“Business still viable, but“ URL


     Harare – United Refineries, one of the 4 oil processors in Zimbabwe said it is limping along despite prevalent market vagaries.  The company operates an 8000 tones per month oil seed crushing and processing plant in  Bulawayo, which is its main line of business.


    The company’s processing capacity makes it the second largest processor in Zimbabwe by production after Surface Wilmar, which however, has since mothballed operations.


    Concerns abound over the outlook prospects of the industry given the wave of operations suspensions sufficing from forex shortages and suspension of imports restrictions statutory.


    The industry demanded at least $25 million a month in forex to adequately supply the local market before the policy reversal in respect of cooking oil among other goods, late last year.


    This policy reversal implicitly means enhanced competition for local players and given the high cost base impacted in part by low capacity utilization as a result of shortages in forex powered inputs, competiveness is further eroded.


    Local producers have failed to source adequate inputs as government could not avail the demanded forex.

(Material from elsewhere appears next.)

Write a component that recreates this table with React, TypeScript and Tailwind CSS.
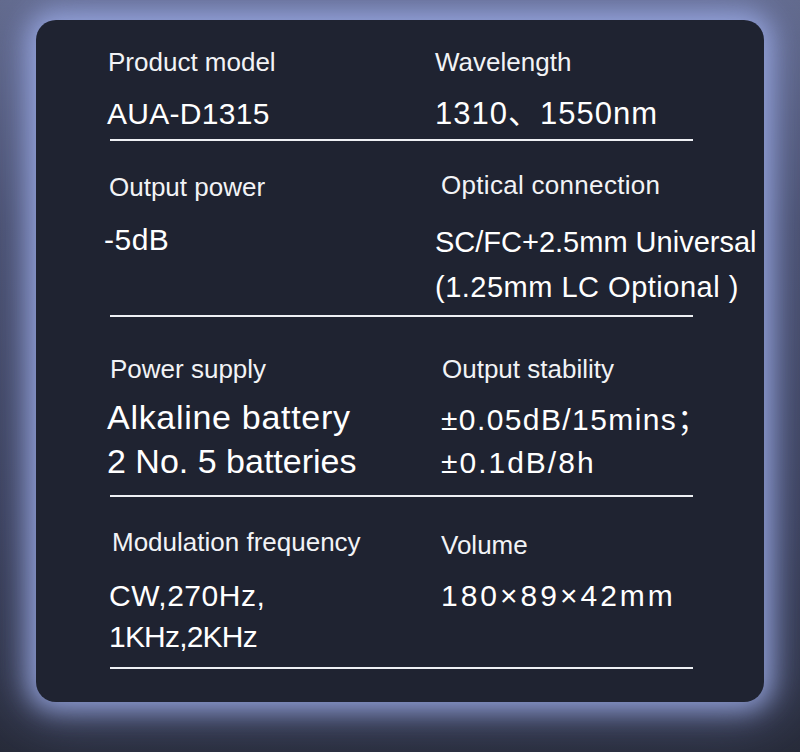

    Out of the $25 million demanded by oil processsors per month, government managed to avail only $10.9 million a month leaving out a gap of $14.1 million. Other players with outside exposure who managed to get credit facilities to bridge the gap eventually reached unsustainable levels.


    Surface Wilmar, producers of Pure Drop and Olivine cooking oil brands and the country’s largest producer cited failure to settle a credit facility to the tune of $11 million.


    “We have stopped our operations because the company has not been getting adequate foreign currency and this has led to the ballooning of our obligations with our foreign suppliers who has since indicated their intention to stop supplying the raw materials” said the company in a statement announcing its suspension of operations.


    To make matters worse government last year increased the producer price of soya bean which is utilized in edible oil production. This would also naturally result in upward price revision to processor who demand 150000 tonnes of the 300000 tonnes demanded per annum. Zimbabwe only produces 50000 tonnes of the commodity.


    For URL, diversity seems to have come in handy with the group now playing in a number of sectors. The company now produces soap, cosmetics, salad cream, stock-feeds and cooking oil under popular brands in the Southern Region of Zimbabwe.


    IN 2017 URL re-launched its old lines of Image Soap, Fresh Health Joy and Vogue, Roil Mayonnaise and Olive oil brand taking advantage then of government’s protectionist policies and refurbished facilities.

    On reviving some of its old lines, URL in 2018 relaunched into the region, supplying some of its products to Namibia while targeting Malawi and Botswana. Despite the huge ambition, these efforts have been dragged by the debilitating economic situation in Zimbabwe.


    In an interview with Equity Axis, group CE Busisa Moyo said production is still viable but we have to move towards normal predictable market dynamics to bring back confidence. He said centralised control and congealed monopolies of any commodity including currency always results in loss of confidence, abuse of power and inevitably corruption real or perceived.